A recent study from Denmark by Lalmohamed et al. looked at stroke risk after total hip replacements. It is interesting as this is a severe disease that can have a major impact on the life after a total hip arthroplasty. Even if it’s a rare event, the rates are similar to other serious negative outcomes such as early infections (less than 1%), and therefore just as valid endpoint to study.
Lalmohamed et al. found that early on there seems to be a 4-5 times increase in risk, this decreases but remained elevated 6 weeks after surgery. They looked at both hemorrhagic and ischaemic stroke without noting any major difference, although the risk for hemorrhagic remained elevated slightly longer than ischaemic.
The study is a nation-wide registry study where they used a healthy matched cohort as control. While the setup was elegant I don’t understand why they only relied on ICD-codes for arthroplasties instead of co-operating with the Danish Hip Arthroplasty Register. Also apart from picking the obvious comorbidities as confounders it might have been useful to add a comorbidity score such as Charlson’s or Elixhauser’s.

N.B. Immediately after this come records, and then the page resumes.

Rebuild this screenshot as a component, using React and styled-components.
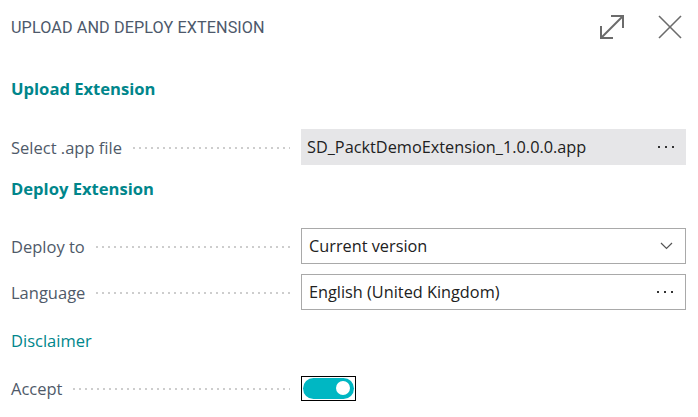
import React from "react"
import styled, { createGlobalStyle } from "styled-components"

const Global = createGlobalStyle`
  html, body {
    margin: 0;
    padding: 0;
    background: #ffffff;
  }
  body {
    font-family: "Open Sans", "Noto Sans", sans-serif;
  }
`

const Page = styled.div`
  width: 698px;
  height: 417px;
  box-sizing: border-box;
  padding: 0 12px 0 11px;
  background: #ffffff;
  overflow: hidden;
`

const Header = styled.div`
  display: flex;
  align-items: center;
  justify-content: space-between;
  height: 54px;
`

const Title = styled.h1`
  margin: 0;
  font-family: Roboto, "Liberation Sans", sans-serif;
  font-size: 16.2px;
  font-weight: 400;
  letter-spacing: 0.1px;
  color: #4d596b;
  text-transform: uppercase;
`

const Actions = styled.div`
  display: flex;
  align-items: center;
  gap: 32px;
  padding-right: 4px;
`

const IconButton = styled.button`
  display: flex;
  align-items: center;
  justify-content: center;
  padding: 0;
  border: 0;
  background: none;
  color: #6b6b6b;
  cursor: pointer;
`

const SectionTitle = styled.h2`
  margin: ${p => p.$top}px 0 0;
  height: 24px;
  line-height: 24px;
  font-size: 16.6px;
  font-weight: 700;
  color: #00868b;
`

const Row = styled.div`
  display: flex;
  align-items: center;
  height: 36px;
  margin-top: ${p => p.$top}px;
`

const Label = styled.div`
  display: flex;
  align-items: center;
  width: 279px;
  flex-shrink: 0;
  font-size: 16.5px;
  color: #4f5a69;
  white-space: nowrap;
`

const Leader = styled.span`
  flex: 1;
  height: 2px;
  margin: 2px 0 0 9px;
  background-image: radial-gradient(circle, #cccccc 0.7px, transparent 1px);
  background-size: 6px 2px;
  background-repeat: repeat-x;
`

const Field = styled.div`
  flex: 1;
  margin-left: 11px;
  height: 36px;
  box-sizing: border-box;
  display: flex;
  align-items: center;
  justify-content: space-between;
  padding: 0 12px 0 ${p => (p.$filled ? 6 : 7)}px;
  background: ${p => (p.$filled ? "#e6e6e8" : "#ffffff")};
  border: ${p => (p.$filled ? "0" : "1px solid #a9a9a9")};
  font-size: 16.3px;
  color: #212121;
  white-space: nowrap;
`

const Dots = styled.span`
  display: flex;
  gap: 5px;
  span {
    width: 2px;
    height: 2px;
    background: #333333;
  }
`

const Link = styled.a`
  display: block;
  margin-top: 19px;
  height: 24px;
  line-height: 24px;
  font-size: 16.5px;
  color: #00868b;
  text-decoration: none;
`

const ToggleFrame = styled.div`
  margin-left: 11px;
  width: 55px;
  height: 25px;
  box-sizing: border-box;
  border: 1px solid #000000;
  padding: 1px;
  display: flex;
`

const ToggleTrack = styled.div`
  flex: 1;
  display: flex;
  align-items: center;
  justify-content: ${p => (p.$on ? "flex-end" : "flex-start")};
  padding: 0 4px;
  border-radius: 11px;
  background: ${p => (p.$on ? "#00b7c3" : "#ffffff")};
`

const Thumb = styled.span`
  width: 14px;
  height: 14px;
  border-radius: 50%;
  background: #ffffff;
`

const Ellipsis = () => (
  <Dots>
    <span />
    <span />
    <span />
  </Dots>
)

const ExpandIcon = () => (
  <svg width="28" height="28" viewBox="0 0 28 28" fill="none" stroke="currentColor" strokeWidth="2">
    <path d="M3 25 L25 3" />
    <path d="M13 3 H25 V15" />
    <path d="M3 13 V25 H15" />
  </svg>
)

const CloseIcon = () => (
  <svg width="24" height="24" viewBox="0 0 24 24" fill="none" stroke="currentColor" strokeWidth="1.6">
    <path d="M1 1 L23 23" />
    <path d="M23 1 L1 23" />
  </svg>
)

const Chevron = () => (
  <svg width="13" height="8" viewBox="0 0 13 8" fill="none" stroke="#555" strokeWidth="1.2">
    <path d="M1 1 L6.5 6.5 L12 1" />
  </svg>
)

export default function App() {
  return (
    <Page>
      <Global />
      <Header>
        <Title>Upload and Deploy Extension</Title>
        <Actions>
          <IconButton aria-label="Expand">
            <ExpandIcon />
          </IconButton>
          <IconButton aria-label="Close">
            <CloseIcon />
          </IconButton>
        </Actions>
      </Header>

      <SectionTitle $top={23}>Upload Extension</SectionTitle>
      <Row $top={28}>
        <Label>
          Select .app file
          <Leader />
        </Label>
        <Field $filled>
          SD_PacktDemoExtension_1.0.0.0.app
          <Ellipsis />
        </Field>
      </Row>

      <SectionTitle $top={12}>Deploy Extension</SectionTitle>
      <Row $top={27}>
        <Label>
          Deploy to
          <Leader />
        </Label>
        <Field>
          Current version
          <Chevron />
        </Field>
      </Row>
      <Row $top={10}>
        <Label>
          Language
          <Leader />
        </Label>
        <Field>
          English (United Kingdom)
          <Ellipsis />
        </Field>
      </Row>

      <Link href="#">Disclaimer</Link>

      <Row $top={17}>
        <Label>
          Accept
          <Leader />
        </Label>
        <ToggleFrame>
          <ToggleTrack $on>
            <Thumb />
          </ToggleTrack>
        </ToggleFrame>
      </Row>
    </Page>
  )
}
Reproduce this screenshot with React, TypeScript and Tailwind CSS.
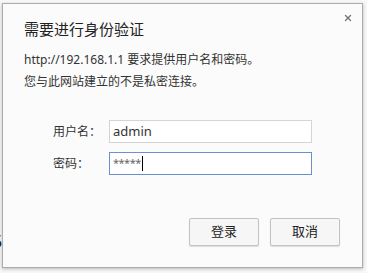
import { X } from 'lucide-react';

const font = { fontFamily: '"Noto Sans", "Noto Sans CJK SC", sans-serif' };

export default function App() {
  return (
    <div className="relative h-[273px] w-[367px] overflow-hidden bg-[#f7f7f7]" style={font}>
      {/* page content peeking out behind the dialog */}
      <div className="absolute left-[-8px] top-[230px] text-[18px] leading-[22px] text-[#222]">5</div>

      <div className="absolute left-[2px] top-[3px] flex h-[265px] w-[361px] flex-col border border-[#acacac] bg-[#fbfbfb] shadow-[0_1px_3px_rgba(0,0,0,0.25)]">
        <button type="button" className="absolute right-[6px] top-[6px] flex h-4 w-4 items-center justify-center text-[#707070]">
          <X className="h-[10px] w-[10px]" strokeWidth={3} />
        </button>

        <div className="px-[21px] pt-[15px]">
          <div className="text-[15px] leading-[20px] text-[#222]">需要进行身份验证</div>
          <div className="mt-[11px] text-[12px] leading-[20px] text-[#333]">http://192.168.1.1 要求提供用户名和密码。</div>
          <div className="mt-[2px] text-[12px] leading-[20px] text-[#333]">您与此网站建立的不是私密连接。</div>
        </div>

        <div className="mt-[28px] flex flex-col gap-[9px] pl-[50px]">
          <div className="flex items-center">
            <span className="w-[56px] text-[12px] text-[#333]">用户名：</span>
            <div className="flex h-[23px] w-[203px] items-center border border-[#d4d4d4] bg-white px-[3px] text-[13px] text-[#333]">admin</div>
          </div>
          <div className="flex items-center">
            <span className="w-[56px] text-[12px] text-[#333]">密码：</span>
            <div className="flex h-[23px] w-[203px] items-center border border-[#6b8fd2] bg-white px-[3px] text-[11px] text-[#666]">
              <span className="tracking-[-0.5px]">*****</span>
              <span className="ml-[1px] h-[15px] w-px bg-black" />
            </div>
          </div>
        </div>

        <div className="mt-[43px] flex justify-end gap-[11px] pr-[22px]">
          <button type="button" className="h-[28px] w-[70px] rounded-[2px] border border-[#c2c2c2] bg-[#f6f6f6] text-[13px] text-[#222] shadow-[0_1px_1px_rgba(0,0,0,0.12)]">登录</button>
          <button type="button" className="h-[28px] w-[70px] rounded-[2px] border border-[#c2c2c2] bg-[#f6f6f6] text-[13px] text-[#222] shadow-[0_1px_1px_rgba(0,0,0,0.12)]">取消</button>
        </div>
      </div>
    </div>
  );
}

In the statistics section I liked that they actually used a spline for the time since surgery factor. The plot is easy to interpret and makes intuitive sense, although confidence intervals should have been included. For confounder selection they use change-in-estimate method using univariate analyses. I guess it’s a nice method but not that commonly applied, and with their limited number of variables I’m not sure it was warranted for.
Summary
A nice and useful study that highlights a potentially serious complication after THR. We orthopaedic surgeons need to be vigilant, identify patients at risk, and make sure that risk factors are minimized prior to surgery.